Various sensors such as liquid level sensors and force-sensing resistors among others can be used as inputs and translated into a media controller. The art generated by this is not limited to simply visual displays on monitors, but also to kinetic sculptures, fountains, LED grids, ferrofluid sculptures, sound installations, musical pieces etc. The display audience could be for the user and/or an audience who may or may not be aware of how the art is displayed.
(3) Competitive and non-competitive gaming
Sensors such as those used in the previous section can be fitted to an interactive game where the urinal stream provided by the user serves as a controller. There can be simple games such relating to endurance or force or placing sensors in different areas of the urinal basin to serve as different inputs into the game. Another possibility is to have a moving target to follow and a sensor that tracks how closely the target is followed in order to achieve a high score or certain rewards. Furthermore, different urinals can be linked in order to produce a competitive gaming environment either in real time or through a record-keeping system.
This is an inherently sexist device. Also, the level of interactivity and feedback, though in theory the system could be redesigned for a standard toilet.
*Dysfunctional Interfaces – Overview:
Comprising both a research component in the form of a written paper and a physical exploration / illustration of its thesis.

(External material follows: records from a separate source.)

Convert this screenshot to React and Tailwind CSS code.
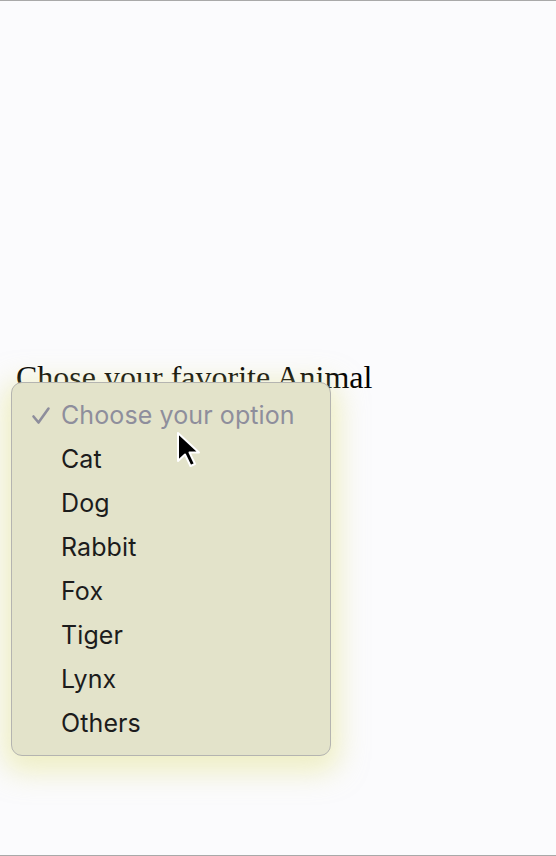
import React from "react";

const options = ["Cat", "Dog", "Rabbit", "Fox", "Tiger", "Lynx", "Others"];

export default function App() {
  return (
    <div className="relative min-h-[856px] w-[556px] bg-[#fbfbfd] border-t border-b border-[#a9a9a9] box-border overflow-hidden">
      <div className="pt-[358px] pl-4">
        <h1 className="text-[32px] leading-[37px] text-black font-['Liberation_Serif','Times_New_Roman',serif] font-normal">
          Chose your favorite Animal
        </h1>
      </div>
      <div className="absolute left-[11px] top-[381px] w-[320px] h-[374px] pt-[11px] rounded-[11px] border border-[#b4b4b0] bg-[#e3e3ca] shadow-[0_8px_28px_8px_rgba(228,228,140,0.5)] font-['Inter','Helvetica',sans-serif] text-[25px]">
        <div className="flex items-center h-[44px] text-[#8e8e9c]">
          <span className="w-[49px] pl-[19px] flex items-center">
            <svg width="20" height="20" viewBox="0 0 20 20">
              <path d="M2.5 10.5 L7.5 16.5 L17.5 2.5" fill="none" stroke="#8e8e9c" strokeWidth="2.6" strokeLinecap="round" strokeLinejoin="round" />
            </svg>
          </span>
          <span className="tracking-[0.1px]">Choose your option</span>
        </div>
        {options.map((o) => (
          <div key={o} className="flex items-center h-[44px] text-[#1c1c1c]">
            <span className="w-[49px]"></span>
            <span className="tracking-[0.1px]">{o}</span>
          </div>
        ))}
      </div>
      <svg className="absolute left-[175px] top-[430px]" width="32" height="42" viewBox="0 0 32 42">
        <path d="M3 2 L3 30 L10 23.5 L15.5 35 L20 33 L14.5 21.5 L24 21.5 Z" fill="#000" stroke="#fff" strokeWidth="2" strokeLinejoin="round" />
      </svg>
    </div>
  );
}
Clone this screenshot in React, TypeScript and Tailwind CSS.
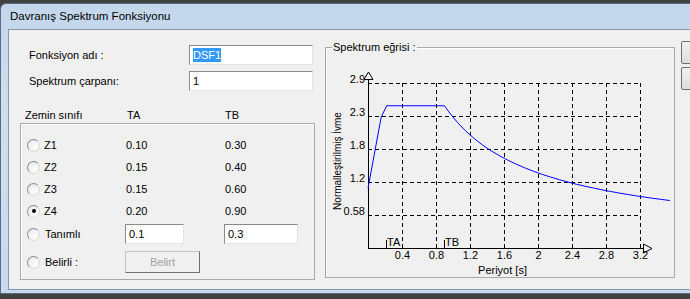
import React from 'react';

const TA = 0.2;
const TB = 0.9;
const px = (t: number) => 373 + 85 * t;
const py = (s: number) => 248 - 56.9 * s;

function spectrum(t: number) {
  if (t < TA) return 1 + 1.5 * (t / TA);
  if (t <= TB) return 2.5;
  return 2.5 * Math.pow(TB / t, 0.8);
}

function curvePoints() {
  const pts: string[] = [];
  pts.push(`${px(0)},${py(1.05)}`);
  pts.push(`${px(0.155)},${py(2.3)}`);
  pts.push(`${px(0.22)},${py(2.5)}`);
  pts.push(`${px(TB)},${py(2.5)}`);
  for (let t = TB + 0.05; t <= 3.62; t += 0.1) {
    pts.push(`${px(t).toFixed(1)},${py(spectrum(t)).toFixed(1)}`);
  }
  return pts.join(' ');
}

const rows = [
  { name: 'Z1', ta: '0.10', tb: '0.30' },
  { name: 'Z2', ta: '0.15', tb: '0.40' },
  { name: 'Z3', ta: '0.15', tb: '0.60' },
  { name: 'Z4', ta: '0.20', tb: '0.90', checked: true },
];

function Radio({ checked }: { checked?: boolean }) {
  return (
    <span className="flex h-[13px] w-[13px] items-center justify-center rounded-full border border-[#8c8c8c] border-b-[#dadada] border-r-[#dadada] bg-[radial-gradient(circle_at_65%_65%,#ffffff,#e4e4e4)]">
      {checked && <span className="h-[4px] w-[4px] rounded-full bg-black" />}
    </span>
  );
}

function TextBox({ value, width, selected }: { value: string; width: string; selected?: boolean }) {
  return (
    <div className={`flex h-[20px] ${width} items-center border border-[#8a8a8a] border-b-[#e3e3e3] border-r-[#e3e3e3] bg-white pl-[3px]`}>
      {selected ? <span className="bg-[#3399ff] leading-[14px] text-white">{value}</span> : <span>{value}</span>}
    </div>
  );
}

function Chart() {
  const vx = [1, 2, 3, 4, 5, 6, 7, 8].map((i) => 373 + 34 * i);
  const hy = [83, 116, 149, 182, 215];
  const xl = ['0.4', '0.8', '1.2', '1.6', '2', '2.4', '2.8', '3.2'];
  const yl = ['2.9', '2.3', '1.8', '1.2', '0.58'];
  return (
    <svg width={348} height={229} viewBox="331 48 348 229" className="block" style={{ fontFamily: '"Liberation Sans", Arial, sans-serif' }}>
      <g stroke="#000" strokeWidth={1} strokeDasharray="4 3" shapeRendering="crispEdges">
        {hy.map((y) => (
          <line key={y} x1={373} y1={y + 0.5} x2={645.5} y2={y + 0.5} />
        ))}
        {vx.map((x) => (
          <line key={x} x1={x + 0.5} y1={83} x2={x + 0.5} y2={248} />
        ))}
      </g>
      <g stroke="#000" strokeWidth={1} shapeRendering="crispEdges">
        <line x1={373.5} y1={79} x2={373.5} y2={249} />
        <line x1={373} y1={248.5} x2={649} y2={248.5} />
        <line x1={391.5} y1={240} x2={391.5} y2={248} />
        <line x1={449.5} y1={240} x2={449.5} y2={248} />
      </g>
      <polygon points="373.5,72 369,79.5 378,79.5" fill="none" stroke="#000" strokeWidth={1} />
      <polygon points="657,248.5 648.5,244 648.5,253" fill="none" stroke="#000" strokeWidth={1} />
      <polyline points={curvePoints()} fill="none" stroke="#0000ff" strokeWidth={1} />
      <g fontSize={11} fill="#000">
        {yl.map((l, i) => (
          <text key={l} x={370} y={hy[i]} textAnchor="end">
            {l}
          </text>
        ))}
        {xl.map((l, i) => (
          <text key={l} x={vx[i] + 0.5} y={259} textAnchor="middle">
            {l}
          </text>
        ))}
        <text x={392} y={246}>TA</text>
        <text x={450} y={246}>TB</text>
        <text x={507.5} y={274} textAnchor="middle">
          Periyot [s]
        </text>
      </g>
      <text fontSize={10} fill="#000" textAnchor="middle" transform="translate(346 161) rotate(-90)">
        Normalleştirilmiş İvme
      </text>
    </svg>
  );
}

export default function App() {
  return (
    <div className="flex h-[299px] w-[690px] flex-col overflow-hidden bg-[#414141] pt-[3px] font-['Liberation_Sans',Arial,sans-serif] text-[11px] text-black">
      <div className="flex h-[291px] w-[730px] flex-col rounded-t-[6px] border border-[#5d6b7e] bg-[linear-gradient(180deg,#c3d6ec_0%,#cfdff1_40%,#c6d9ee_100%)] pl-[7px]">
        <div className="flex h-[25px] items-center pl-[2px] text-[11.5px] text-black">Davranış Spektrum Fonksiyonu</div>

        <div className="mr-[7px] flex h-[261px] border border-[#8797ac] bg-[#f0f0f0]">
          <div className="flex w-[311px] flex-col pl-[11px] pt-[15px]">
            <div className="ml-[9px] flex h-[20px] items-center">
              <span className="w-[160px]">Fonksiyon adı :</span>
              <TextBox value="DSF1" width="w-[124px]" selected />
            </div>
            <div className="ml-[9px] mt-[6px] flex h-[20px] items-center">
              <span className="w-[160px]">Spektrum çarpanı:</span>
              <TextBox value="1" width="w-[124px]" />
            </div>

            <div className="ml-[5px] mt-[17px] flex h-[14px] items-center">
              <span className="w-[102px]">Zemin sınıfı</span>
              <span className="w-[98px]">TA</span>
              <span>TB</span>
            </div>

            <div className="mt-[1px] flex h-[157px] w-[295px] flex-col border border-[#a9a9a9] pl-[6px] pt-[10px] shadow-[inset_1px_1px_0_#ffffff]">
              {rows.map((r) => (
                <div key={r.name} className="flex h-[22px] items-center">
                  <div className="flex w-[98px] items-center gap-[4px]">
                    <Radio checked={r.checked} />
                    <span>{r.name}</span>
                  </div>
                  <span className="w-[99px] pl-[1px]">{r.ta}</span>
                  <span className="pl-[1px]">{r.tb}</span>
                </div>
              ))}
              <div className="flex h-[24px] items-center">
                <div className="flex w-[98px] items-center gap-[4px]">
                  <Radio />
                  <span className="pl-[1px]">Tanımlı</span>
                </div>
                <div className="w-[99px]">
                  <TextBox value="0.1" width="w-[59px]" />
                </div>
                <TextBox value="0.3" width="w-[74px]" />
              </div>
              <div className="mt-[5px] flex h-[22px] items-center">
                <div className="flex w-[98px] items-center gap-[4px]">
                  <Radio />
                  <span className="pl-[1px]">Belirli :</span>
                </div>
                <div className="flex h-[22px] w-[75px] items-center justify-center border border-[#c4c4c4] border-b-[#707070] border-r-[#707070] bg-[#f0f0f0] text-[#a0a0a0]">
                  Belirt
                </div>
              </div>
            </div>
          </div>

          <div className="relative ml-[10px] mt-[17px] h-[231px] w-[350px] border border-[#a9a9a9] shadow-[inset_1px_1px_0_#ffffff]">
            <span className="absolute -top-[8px] left-[6px] bg-[#f0f0f0] px-[1px] leading-[14px]">Spektrum eğrisi :</span>
            <Chart />
          </div>

          <div className="ml-[6px] mt-[11px] flex flex-col gap-[3px]">
            <div className="h-[23px] w-[75px] rounded-[2px] border border-[#707070] bg-[linear-gradient(180deg,#f2f2f2,#dcdcdc)]" />
            <div className="h-[23px] w-[75px] rounded-[2px] border border-[#707070] bg-[linear-gradient(180deg,#f2f2f2,#dcdcdc)]" />
          </div>
        </div>
      </div>
    </div>
  );
}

This project hopes to explore the possibilities for devices and interfaces that intentionally incorporate instances of fault, failure, and otherwise unpredictable feedback / behavior.
Key research topics:
I. While most human-machine models of interactivity, with the exception of computer gaming, strive to accommodate unpredictability primarily on the part of the human as a paradigm for more versatile interactive systems… a question might be asked as to whether accommodating human behavior through homogenized predictive models is not only making more versatile machine interfaces, but also more homogenized human behavior,
—in essence users adapting to a machine’s model of prediction through group learned interfaces. In this sense… it could be argued that by injecting patterns of unpredictability from the machine side, however benign, into the human-machine discourse a more generative model might be possible.
II. Considering episodes of user frustration brought on by device malfunction in which users in heightened emotional states address a device as an agent capable of understanding their voiced frustrations or by going so far as to physically engage the device by hitting it. —if a device can for a brief moment take on agency beyond it’s understood capabilities, albeit in a negative form, might it also be possible to use similar functional / dysfunctional pathways to invite positive forms of agency building / anthropomorphizing / empathy into interactive systems?
III. Investigating core design principles in popular mobile devices, understanding their cultural origins through art historical reference and industrial design philosophies. Determining possible alternative frameworks that allow for imperfection or even encourage it.
Possible physical investigation:
Understanding typical hardware faults in popular interfaces / devices and how to recreate and control similar behavior on an integrated analog circuit level and/or software level.
Exploring alternative materials for device chassis / housing.